My sweet God almighty, what is that on Brad Pitt's face. It's like he took Robert Pattinson's beard as a personal challenge or something. "Sparkles ain't got BEADS!"
People! Stop calling me! People are telling me now that that last performance was Emeline Michel. I missed a good bit of it, sadly.
Tom Hanks is here to tell us about a survivor who went searching for his family, and spent three hours digging his mother out with his bare hands while she cried, "Don't let me die!" I just... I don't know, y'all. I kind of just want to copy-paste "hopeforhaitinow.org" over and over for two pages.
It's Rihanna! I love Rihanna! I feel guilty for feeling pleased. Hey, wait, is that... it's a bit odd to see Rihanna and Bono backing up Jay-Z, but there you are. You know, I would love to see just Rihanna with U2, honestly. Although I will say, if this biggest band in the world thing doesn't work out for Bono, he's got a great career ahead of him as a backup singer.

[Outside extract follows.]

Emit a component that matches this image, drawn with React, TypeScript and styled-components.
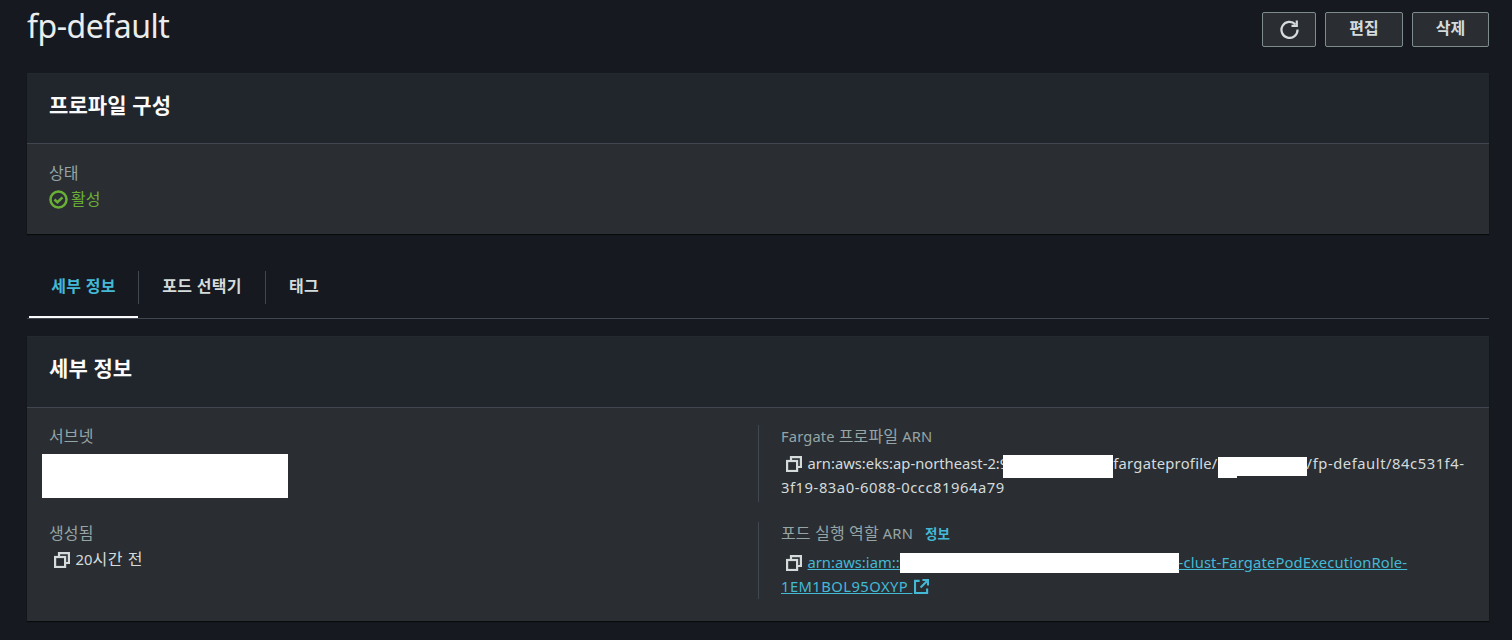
import styled, { createGlobalStyle } from 'styled-components';

const GlobalStyle = createGlobalStyle`
    html, body {
        margin: 0;
        padding: 0;
        height: 640px;
        overflow: hidden;
        background: #16191f;
    }
    body {
        font-family: "Noto Sans", "Noto Sans CJK KR", sans-serif;
        font-size: 14px;
        color: #d5dbdb;
    }
`;

const Page = styled.div`
    width: 1512px;
    height: 640px;
    box-sizing: border-box;
    padding: 12px 23px 0 27px;
`;

const PageHeader = styled.header`
    display: flex;
    justify-content: space-between;
    height: 61px;
`;

const Title = styled.h1`
    margin: -3px 0 0;
    font-size: 32px;
    line-height: 34px;
    font-weight: 400;
    letter-spacing: -0.5px;
    color: #eaeded;
`;

const Actions = styled.div`
    display: flex;
    gap: 9px;
    align-items: flex-start;
`;

const Button = styled.button<{ $width: number }>`
    display: flex;
    align-items: center;
    justify-content: center;
    width: ${props => props.$width}px;
    height: 35px;
    padding: 0 0 5px;
    background: #2a2e33;
    border: 1px solid #7f8c8d;
    border-radius: 2px;
    color: #d5dbdb;
    font-family: inherit;
    font-size: 16px;
    font-weight: 700;
`;

const IconButton = styled(Button)`
    padding: 0;
`;

const Card = styled.section<{ $height: number }>`
    height: ${props => props.$height}px;
    display: flex;
    flex-direction: column;
    background: #2a2e33;
    box-shadow: 0 1px 1px rgba(0, 0, 0, 0.6);
`;

const CardHeader = styled.div<{ $height: number }>`
    height: ${props => props.$height}px;
    flex: none;
    display: flex;
    align-items: center;
    box-sizing: border-box;
    padding: 0 22px ${props => props.$height - 63}px;
    background: #21252c;
    border-top: 1px solid #242830;
    border-bottom: 1px solid #414750;
`;

const CardTitle = styled.h2`
    margin: 0;
    font-size: 21px;
    line-height: 24px;
    font-weight: 700;
    letter-spacing: 0.1px;
    color: #fafafa;
`;

const StatusBody = styled.div`
    padding: 19px 22px 0;
`;

const Label = styled.div`
    font-size: 14.7px;
    line-height: 20px;
    letter-spacing: 0.15px;
    color: #95a5a6;
`;

const Ko = styled.span`
    font-size: 16px;
`;

const Status = styled.div`
    display: flex;
    align-items: center;
    gap: 3px;
    margin-top: 6px;
    font-size: 16px;
    line-height: 20px;
    color: #6aaf35;
`;

const Tabs = styled.nav`
    display: flex;
    height: 54px;
    margin-top: 30px;
    padding-left: 2px;
    border-bottom: 1px solid #414750;
`;

const Tab = styled.div<{ $width: number; $active?: boolean }>`
    position: relative;
    width: ${props => props.$width}px;
    box-sizing: border-box;
    height: 54px;
    padding-top: 11px;
    text-align: center;
    font-size: 16px;
    line-height: 22px;
    font-weight: 700;
    letter-spacing: 0.3px;
    color: ${props => (props.$active ? '#44b9d6' : '#d5dbdb')};

    &::after {
        content: '';
        position: absolute;
        left: 0;
        right: 0;
        bottom: 0;
        height: 2px;
        background: ${props => (props.$active ? '#fafafa' : 'transparent')};
    }
`;

const TabDivider = styled.span`
    width: 1px;
    height: 33px;
    margin-top: 7px;
    background: #414750;
`;

const DetailsCard = styled(Card)`
    margin-top: 17px;
`;

const DetailGrid = styled.div`
    display: grid;
    grid-template-columns: 731px 1fr;
    grid-template-rows: 97px 98px;
    padding-top: 18px;
`;

const LeftCell = styled.div`
    padding-left: 22px;
`;

const RightCell = styled.div`
    height: 76px;
    margin-top: -1px;
    padding: 1px 20px 0 22px;
    border-left: 1px solid #414750;
`;

/* white blocks that hide account ids, sitting in the text flow */
const Redacted = styled.span<{ $width: number; $height: number; $top: number; $overlap?: number }>`
    display: inline-block;
    width: ${props => props.$width}px;
    height: ${props => props.$height}px;
    margin: ${props => props.$top}px 0 -10px ${props => -(props.$overlap ?? 0)}px;
    vertical-align: top;
    background: #fff;
`;

const SubnetRedacted = styled.div`
    width: 246px;
    height: 44px;
    margin: 8px 0 0 -7px;
    background: #fff;
`;

const Value = styled.div<{ $gap: number }>`
    margin-top: ${props => props.$gap}px;
    font-size: 14.75px;
    line-height: 24px;
    color: #d5dbdb;
    word-break: break-word;
`;

const Spaced = styled.span<{ $ls: number }>`
    letter-spacing: ${props => props.$ls}px;
`;

const CopyIcon = styled.svg`
    display: inline-block;
    width: 16px;
    height: 16px;
    margin: 0 5.5px 0 5px;
    vertical-align: -3px;
    color: #d5dbdb;
`;

const ArnLink = styled.a`
    color: #44b9d6;
    text-decoration: underline;
`;

const ExternalIcon = styled.svg`
    width: 15px;
    height: 15px;
    margin-left: 2px;
    vertical-align: -2px;
`;

const InfoLink = styled.span`
    margin-left: 12px;
    font-size: 13.5px;
    font-weight: 700;
    color: #44b9d6;
`;

function Copy() {
    return (
        <CopyIcon viewBox="0 0 16 16" fill="none" stroke="currentColor" strokeWidth="2.2">
            <rect x="1.1" y="5" width="10" height="10" />
            <path d="M5 4V1.1h9.9V11h-3" />
        </CopyIcon>
    );
}

export default function App() {
    return (
        <Page>
            <GlobalStyle />
            <PageHeader>
                <Title>fp-default</Title>
                <Actions>
                    <IconButton $width={54} aria-label="새로고침">
                        <svg width="19" height="19" viewBox="0 0 18 18" fill="none" stroke="#d5dbdb" strokeWidth="2.1">
                            <path d="M14.6 4.2A7.6 7.6 0 1 0 16.6 9" />
                            <path d="M15.9 0.5v5h-5" />
                        </svg>
                    </IconButton>
                    <Button $width={78}>편집</Button>
                    <Button $width={77}>삭제</Button>
                </Actions>
            </PageHeader>

            <Card $height={161}>
                <CardHeader $height={71}>
                    <CardTitle>프로파일 구성</CardTitle>
                </CardHeader>
                <StatusBody>
                    <Label><Ko>상태</Ko></Label>
                    <Status>
                        <svg width="19" height="19" viewBox="0 0 18 18" fill="none" stroke="#6aaf35" strokeWidth="2.4">
                            <circle cx="9" cy="9" r="7.6" />
                            <path d="M5.2 9l2.8 2.6 4.8-4.6" />
                        </svg>
                        활성
                    </Status>
                </StatusBody>
            </Card>

            <Tabs>
                <Tab $width={109} $active>세부 정보</Tab>
                <TabDivider />
                <Tab $width={126}>포드 선택기</Tab>
                <TabDivider />
                <Tab $width={76}>태그</Tab>
            </Tabs>

            <DetailsCard $height={285}>
                <CardHeader $height={72}>
                    <CardTitle>세부 정보</CardTitle>
                </CardHeader>
                <DetailGrid>
                    <LeftCell>
                        <Label><Ko>서브넷</Ko></Label>
                        <SubnetRedacted />
                    </LeftCell>
                    <RightCell>
                        <Label>Fargate <Ko>프로파일</Ko> ARN</Label>
                        <Value $gap={5}>
                            <Copy />
                            arn:aws:eks:ap-northeast-2:9<Redacted $width={110.5} $height={23} $top={4} $overlap={5.5} />
                            <Spaced $ls={0.25}>fargateprofile/</Spaced>
                            <Redacted $width={19} $height={21} $top={6} />
                            <Redacted $width={70} $height={19} $top={6} />
                            <Spaced $ls={0.55}>/fp-default/84c531f4-3f19-83a0-6088-0ccc81964a79</Spaced>
                        </Value>
                    </RightCell>
                    <LeftCell>
                        <Label><Ko>생성됨</Ko></Label>
                        <Value $gap={4}>
                            <Copy />
                            20<Spaced $ls={0.6}><Ko>시간 전</Ko></Spaced>
                        </Value>
                    </LeftCell>
                    <RightCell>
                        <Label>
                            <Ko>포드 실행 역할</Ko> ARN<InfoLink>정보</InfoLink>
                        </Label>
                        <Value $gap={6}>
                            <Copy />
                            <ArnLink>
                                arn:aws:iam::9<Redacted $width={278.5} $height={20} $top={3} $overlap={8} />
                                <Spaced $ls={0.15}>-clust-FargatePodExecutionRole-</Spaced>
                                <Spaced $ls={0.45}>1EM1BOL95OXYP </Spaced>
                                <ExternalIcon viewBox="0 0 16 16" fill="none" stroke="#44b9d6" strokeWidth="2.2">
                                    <path d="M6 2H1.1v12.9H14V10" />
                                    <path d="M9 1.1h5.9V7M15 1L7 9" />
                                </ExternalIcon>
                            </ArnLink>
                        </Value>
                    </RightCell>
                </DetailGrid>
            </DetailsCard>
        </Page>
    );
}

Celebrity Phone Bank. Stevie Wonder: "Thank you so much... Believe it. Have a good weekend."
Here's Julia Roberts, liberated from the phone bank, telling us about a woman named Daphne who dug with her bare hands for her baby, and then a rescue team appeared to pull away the large slabs of concrete, good Lord, and they saved him.
Dave Matthews and Neil Young, who looks a bit... grim. I mean, like... Eastwood grim. In the middle of this, however, I'm hearing that
Jean Simmons has passed away. Completely unrelated, but sad nonetheless.
After a Denzel Washington bit, Wyclef Jean is back. He interrupts his song with, "ENOUGH! LET'S REBUILD HAITI!" and they take it up a few notches. I really wish they had a live audience here for this. Wow, is it already nine? That's a good note to go out on.
Although, seriously, NBC, you could WAIT THIRTY MORE SECONDS to swoop in with the Dateline intro. DAMN.
So, in conclusion:
Hope for Haiti Now.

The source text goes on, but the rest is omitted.